• _Exercise task_:
Strip the pictures and reproduce the rest of the listing exactly.

• _Data lines_:
++++++++++++++++++++

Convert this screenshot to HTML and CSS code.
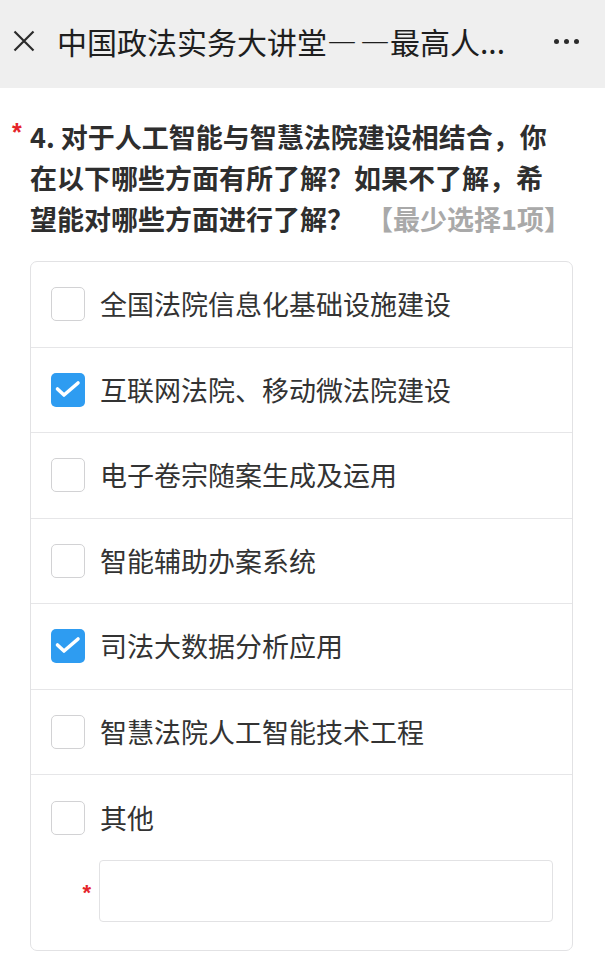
FILE: index.html
```html
<!DOCTYPE html>
<html lang="zh-CN">
<head>
<meta charset="utf-8">
<title>中国政法实务大讲堂</title>
<link rel="stylesheet" href="styles.css">
</head>
<body>
<header class="topbar">
  <svg class="close-icon" width="22" height="22" viewBox="0 0 22 22"><path d="M1.5 1.5 L20.5 20.5 M20.5 1.5 L1.5 20.5" stroke="#2b2b2b" stroke-width="2.2" fill="none"/></svg>
  <div class="title">中国政法实务大讲堂<span class="dash">—</span>—最高人...</div>
  <div class="more"><span></span><span></span><span></span></div>
</header>

<main class="content">
  <div class="question">
    <span class="req">*</span>
    <p class="q-text">4. 对于人工智能与智慧法院建设相结合，你在以下哪些方面有所了解？如果不了解，希望能对哪些方面进行了解？<span class="hint">【最少选择1项】</span></p>
  </div>

  <div class="card">
    <div class="row"><span class="box"></span><span class="label">全国法院信息化基础设施建设</span></div>
    <div class="row"><span class="box checked"><svg viewBox="0 0 34 34" width="34" height="34"><polyline points="6.5,16 13,22 27,10" fill="none" stroke="#fff" stroke-width="3.6" stroke-linecap="round" stroke-linejoin="round"/></svg></span><span class="label">互联网法院、移动微法院建设</span></div>
    <div class="row"><span class="box"></span><span class="label">电子卷宗随案生成及运用</span></div>
    <div class="row"><span class="box"></span><span class="label">智能辅助办案系统</span></div>
    <div class="row"><span class="box checked"><svg viewBox="0 0 34 34" width="34" height="34"><polyline points="6.5,16 13,22 27,10" fill="none" stroke="#fff" stroke-width="3.6" stroke-linecap="round" stroke-linejoin="round"/></svg></span><span class="label">司法大数据分析应用</span></div>
    <div class="row"><span class="box"></span><span class="label">智慧法院人工智能技术工程</span></div>
    <div class="row row-other">
      <div class="other-line"><span class="box"></span><span class="label">其他</span></div>
      <div class="input-line"><span class="req-small">*</span><div class="text-input"></div></div>
    </div>
  </div>
</main>
</body>
</html>
```

FILE: styles.css
```css
* { box-sizing: border-box; }

html, body {
  margin: 0;
  padding: 0;
  background: #ffffff;
  font-family: "Noto Sans CJK SC", "Noto Sans", sans-serif;
  color: #333333;
}

.topbar {
  height: 88px;
  background: #efefef;
  display: flex;
  align-items: center;
  padding: 0 0 6px 13px;
}

.close-icon {
  flex: none;
  display: block;
}

.title {
  margin-left: 22px;
  font-size: 30px;
  line-height: 40px;
  font-weight: 400;
  color: #1e1e1e;
  white-space: nowrap;
  flex: 1;
}

.dash {
  letter-spacing: 3px;
}

.more {
  display: flex;
  gap: 5px;
  margin-right: 26px;
  align-items: center;
}

.more span {
  width: 5px;
  height: 5px;
  border-radius: 50%;
  background: #2b2b2b;
}

.content {
  padding: 0 33px 0 30px;
}

.question {
  position: relative;
  margin-top: 28px;
  width: 536px;
}

.req {
  position: absolute;
  left: -18px;
  top: 1px;
  color: #e5242a;
  font-family: "Liberation Sans", sans-serif;
  font-size: 25px;
  font-weight: 700;
  line-height: 30px;
}

.q-text {
  margin: 0;
  font-size: 27px;
  line-height: 41px;
  font-weight: 700;
  color: #2e2e2e;
}

.hint {
  margin-left: 12px;
  margin-right: -40px;
  white-space: nowrap;
  color: #a9a9a9;
  font-weight: 700;
}

.card {
  margin-top: 22px;
  width: 543px;
  border: 1px solid #e2e2e4;
  border-radius: 7px;
}

.row {
  height: 85.5px;
  padding: 0 20px;
  display: flex;
  align-items: center;
  border-bottom: 1px solid #e6e6e8;
}

.row:last-child {
  border-bottom: none;
}

.box {
  flex: none;
  width: 34px;
  height: 34px;
  border: 1.5px solid #d2d2d4;
  border-radius: 5px;
  background: #ffffff;
  display: block;
}

.box.checked {
  border: none;
  background: #2e9cf1;
}

.box svg {
  display: block;
}

.label {
  margin-left: 15px;
  font-size: 27px;
  line-height: 36px;
  color: #333333;
}

.row-other {
  height: auto;
  display: block;
  padding: 25px 19px 28px 20px;
}

.other-line {
  display: flex;
  align-items: center;
}

.input-line {
  margin-top: 24px;
  display: flex;
  align-items: center;
}

.req-small {
  width: 48px;
  padding-right: 8px;
  text-align: right;
  color: #e5242a;
  font-family: "Liberation Sans", sans-serif;
  font-size: 22px;
  font-weight: 700;
  line-height: 22px;
  margin-top: 4px;
}

.text-input {
  flex: 1;
  height: 62px;
  border: 1.5px solid #e2e2e4;
  border-radius: 4px;
  background: #ffffff;
}
```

++++++++++++++++++++

• _Solution to the problem_:
Convert this screenshot to HTML and CSS code.
FILE: index.html
```html
<!DOCTYPE html>
<html lang="zh-CN">
<head>
<meta charset="utf-8">
<title>中国政法实务大讲堂</title>
<link rel="stylesheet" href="styles.css">
</head>
<body>
<header class="topbar">
  <svg class="close-icon" width="22" height="22" viewBox="0 0 22 22"><path d="M1.5 1.5 L20.5 20.5 M20.5 1.5 L1.5 20.5" stroke="#2b2b2b" stroke-width="2.2" fill="none"/></svg>
  <div class="title">中国政法实务大讲堂<span class="dash">—</span>—最高人...</div>
  <div class="more"><span></span><span></span><span></span></div>
</header>

<main class="content">
  <div class="question">
    <span class="req">*</span>
    <p class="q-text">4. 对于人工智能与智慧法院建设相结合，你在以下哪些方面有所了解？如果不了解，希望能对哪些方面进行了解？<span class="hint">【最少选择1项】</span></p>
  </div>

  <div class="card">
    <div class="row"><span class="box"></span><span class="label">全国法院信息化基础设施建设</span></div>
    <div class="row"><span class="box checked"><svg viewBox="0 0 34 34" width="34" height="34"><polyline points="6.5,16 13,22 27,10" fill="none" stroke="#fff" stroke-width="3.6" stroke-linecap="round" stroke-linejoin="round"/></svg></span><span class="label">互联网法院、移动微法院建设</span></div>
    <div class="row"><span class="box"></span><span class="label">电子卷宗随案生成及运用</span></div>
    <div class="row"><span class="box"></span><span class="label">智能辅助办案系统</span></div>
    <div class="row"><span class="box checked"><svg viewBox="0 0 34 34" width="34" height="34"><polyline points="6.5,16 13,22 27,10" fill="none" stroke="#fff" stroke-width="3.6" stroke-linecap="round" stroke-linejoin="round"/></svg></span><span class="label">司法大数据分析应用</span></div>
    <div class="row"><span class="box"></span><span class="label">智慧法院人工智能技术工程</span></div>
    <div class="row row-other">
      <div class="other-line"><span class="box"></span><span class="label">其他</span></div>
      <div class="input-line"><span class="req-small">*</span><div class="text-input"></div></div>
    </div>
  </div>
</main>
</body>
</html>
```

FILE: styles.css
```css
* { box-sizing: border-box; }

html, body {
  margin: 0;
  padding: 0;
  background: #ffffff;
  font-family: "Noto Sans CJK SC", "Noto Sans", sans-serif;
  color: #333333;
}

.topbar {
  height: 88px;
  background: #efefef;
  display: flex;
  align-items: center;
  padding: 0 0 6px 13px;
}

.close-icon {
  flex: none;
  display: block;
}

.title {
  margin-left: 22px;
  font-size: 30px;
  line-height: 40px;
  font-weight: 400;
  color: #1e1e1e;
  white-space: nowrap;
  flex: 1;
}

.dash {
  letter-spacing: 3px;
}

.more {
  display: flex;
  gap: 5px;
  margin-right: 26px;
  align-items: center;
}

.more span {
  width: 5px;
  height: 5px;
  border-radius: 50%;
  background: #2b2b2b;
}

.content {
  padding: 0 33px 0 30px;
}

.question {
  position: relative;
  margin-top: 28px;
  width: 536px;
}

.req {
  position: absolute;
  left: -18px;
  top: 1px;
  color: #e5242a;
  font-family: "Liberation Sans", sans-serif;
  font-size: 25px;
  font-weight: 700;
  line-height: 30px;
}

.q-text {
  margin: 0;
  font-size: 27px;
  line-height: 41px;
  font-weight: 700;
  color: #2e2e2e;
}

.hint {
  margin-left: 12px;
  margin-right: -40px;
  white-space: nowrap;
  color: #a9a9a9;
  font-weight: 700;
}

.card {
  margin-top: 22px;
  width: 543px;
  border: 1px solid #e2e2e4;
  border-radius: 7px;
}

.row {
  height: 85.5px;
  padding: 0 20px;
  display: flex;
  align-items: center;
  border-bottom: 1px solid #e6e6e8;
}

.row:last-child {
  border-bottom: none;
}

.box {
  flex: none;
  width: 34px;
  height: 34px;
  border: 1.5px solid #d2d2d4;
  border-radius: 5px;
  background: #ffffff;
  display: block;
}

.box.checked {
  border: none;
  background: #2e9cf1;
}

.box svg {
  display: block;
}

.label {
  margin-left: 15px;
  font-size: 27px;
  line-height: 36px;
  color: #333333;
}

.row-other {
  height: auto;
  display: block;
  padding: 25px 19px 28px 20px;
}

.other-line {
  display: flex;
  align-items: center;
}

.input-line {
  margin-top: 24px;
  display: flex;
  align-items: center;
}

.req-small {
  width: 48px;
  padding-right: 8px;
  text-align: right;
  color: #e5242a;
  font-family: "Liberation Sans", sans-serif;
  font-size: 22px;
  font-weight: 700;
  line-height: 22px;
  margin-top: 4px;
}

.text-input {
  flex: 1;
  height: 62px;
  border: 1.5px solid #e2e2e4;
  border-radius: 4px;
  background: #ffffff;
}
```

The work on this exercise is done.